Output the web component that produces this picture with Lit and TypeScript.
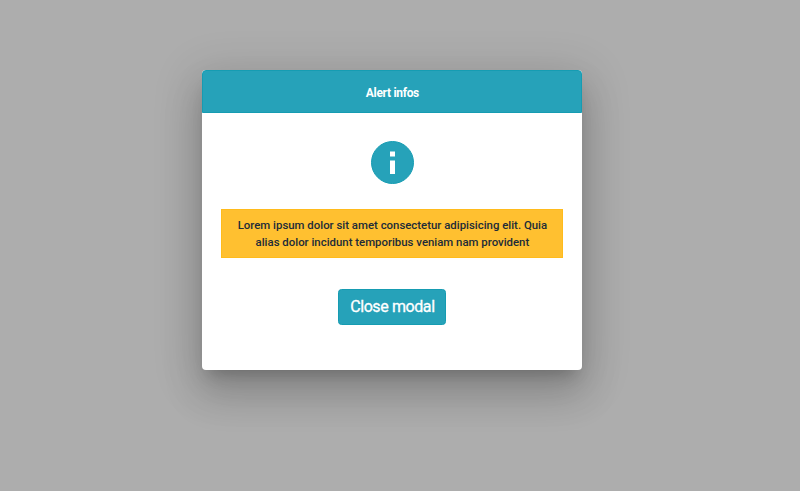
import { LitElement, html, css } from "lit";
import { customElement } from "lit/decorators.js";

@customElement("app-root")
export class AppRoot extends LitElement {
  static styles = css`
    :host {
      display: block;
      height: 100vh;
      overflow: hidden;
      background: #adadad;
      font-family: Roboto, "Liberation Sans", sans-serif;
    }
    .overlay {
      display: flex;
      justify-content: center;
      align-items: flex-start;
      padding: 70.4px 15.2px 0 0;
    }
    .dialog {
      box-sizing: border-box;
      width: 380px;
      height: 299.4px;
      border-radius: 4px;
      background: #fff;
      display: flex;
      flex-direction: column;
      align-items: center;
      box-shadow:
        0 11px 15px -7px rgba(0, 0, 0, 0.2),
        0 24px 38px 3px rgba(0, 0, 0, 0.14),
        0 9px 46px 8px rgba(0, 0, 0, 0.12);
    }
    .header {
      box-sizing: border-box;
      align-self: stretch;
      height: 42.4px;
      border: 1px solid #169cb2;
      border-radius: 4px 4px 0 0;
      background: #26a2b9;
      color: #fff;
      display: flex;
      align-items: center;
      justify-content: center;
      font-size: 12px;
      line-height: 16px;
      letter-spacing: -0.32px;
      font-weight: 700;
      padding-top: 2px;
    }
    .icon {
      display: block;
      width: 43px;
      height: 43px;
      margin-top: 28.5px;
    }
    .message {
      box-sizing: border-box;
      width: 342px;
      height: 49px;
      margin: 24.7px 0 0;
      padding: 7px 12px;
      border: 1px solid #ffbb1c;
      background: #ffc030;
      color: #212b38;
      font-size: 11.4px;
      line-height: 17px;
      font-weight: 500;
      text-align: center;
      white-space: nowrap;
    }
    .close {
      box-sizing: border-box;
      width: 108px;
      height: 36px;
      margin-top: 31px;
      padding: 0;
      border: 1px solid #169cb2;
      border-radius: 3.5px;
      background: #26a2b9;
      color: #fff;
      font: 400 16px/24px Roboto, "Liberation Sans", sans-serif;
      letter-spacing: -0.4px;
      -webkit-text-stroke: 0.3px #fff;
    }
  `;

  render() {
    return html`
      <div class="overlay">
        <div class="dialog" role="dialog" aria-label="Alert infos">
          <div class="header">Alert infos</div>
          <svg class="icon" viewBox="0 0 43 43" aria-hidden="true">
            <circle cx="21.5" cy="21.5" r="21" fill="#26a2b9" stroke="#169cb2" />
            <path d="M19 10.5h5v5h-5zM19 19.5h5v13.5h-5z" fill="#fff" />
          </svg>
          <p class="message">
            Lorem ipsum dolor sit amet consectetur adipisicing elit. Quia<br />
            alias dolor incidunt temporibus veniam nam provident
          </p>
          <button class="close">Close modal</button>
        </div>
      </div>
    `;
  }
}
━━━━━━
TASK PROMPT: All of the lines above should be retyped precisely, apart from the pictures.

FINISHED TASK:
Output the web component that produces this picture with Lit and TypeScript.
import { LitElement, html, css } from "lit";
import { customElement } from "lit/decorators.js";

@customElement("app-root")
export class AppRoot extends LitElement {
  static styles = css`
    :host {
      display: block;
      height: 100vh;
      overflow: hidden;
      background: #adadad;
      font-family: Roboto, "Liberation Sans", sans-serif;
    }
    .overlay {
      display: flex;
      justify-content: center;
      align-items: flex-start;
      padding: 70.4px 15.2px 0 0;
    }
    .dialog {
      box-sizing: border-box;
      width: 380px;
      height: 299.4px;
      border-radius: 4px;
      background: #fff;
      display: flex;
      flex-direction: column;
      align-items: center;
      box-shadow:
        0 11px 15px -7px rgba(0, 0, 0, 0.2),
        0 24px 38px 3px rgba(0, 0, 0, 0.14),
        0 9px 46px 8px rgba(0, 0, 0, 0.12);
    }
    .header {
      box-sizing: border-box;
      align-self: stretch;
      height: 42.4px;
      border: 1px solid #169cb2;
      border-radius: 4px 4px 0 0;
      background: #26a2b9;
      color: #fff;
      display: flex;
      align-items: center;
      justify-content: center;
      font-size: 12px;
      line-height: 16px;
      letter-spacing: -0.32px;
      font-weight: 700;
      padding-top: 2px;
    }
    .icon {
      display: block;
      width: 43px;
      height: 43px;
      margin-top: 28.5px;
    }
    .message {
      box-sizing: border-box;
      width: 342px;
      height: 49px;
      margin: 24.7px 0 0;
      padding: 7px 12px;
      border: 1px solid #ffbb1c;
      background: #ffc030;
      color: #212b38;
      font-size: 11.4px;
      line-height: 17px;
      font-weight: 500;
      text-align: center;
      white-space: nowrap;
    }
    .close {
      box-sizing: border-box;
      width: 108px;
      height: 36px;
      margin-top: 31px;
      padding: 0;
      border: 1px solid #169cb2;
      border-radius: 3.5px;
      background: #26a2b9;
      color: #fff;
      font: 400 16px/24px Roboto, "Liberation Sans", sans-serif;
      letter-spacing: -0.4px;
      -webkit-text-stroke: 0.3px #fff;
    }
  `;

  render() {
    return html`
      <div class="overlay">
        <div class="dialog" role="dialog" aria-label="Alert infos">
          <div class="header">Alert infos</div>
          <svg class="icon" viewBox="0 0 43 43" aria-hidden="true">
            <circle cx="21.5" cy="21.5" r="21" fill="#26a2b9" stroke="#169cb2" />
            <path d="M19 10.5h5v5h-5zM19 19.5h5v13.5h-5z" fill="#fff" />
          </svg>
          <p class="message">
            Lorem ipsum dolor sit amet consectetur adipisicing elit. Quia<br />
            alias dolor incidunt temporibus veniam nam provident
          </p>
          <button class="close">Close modal</button>
        </div>
      </div>
    `;
  }
}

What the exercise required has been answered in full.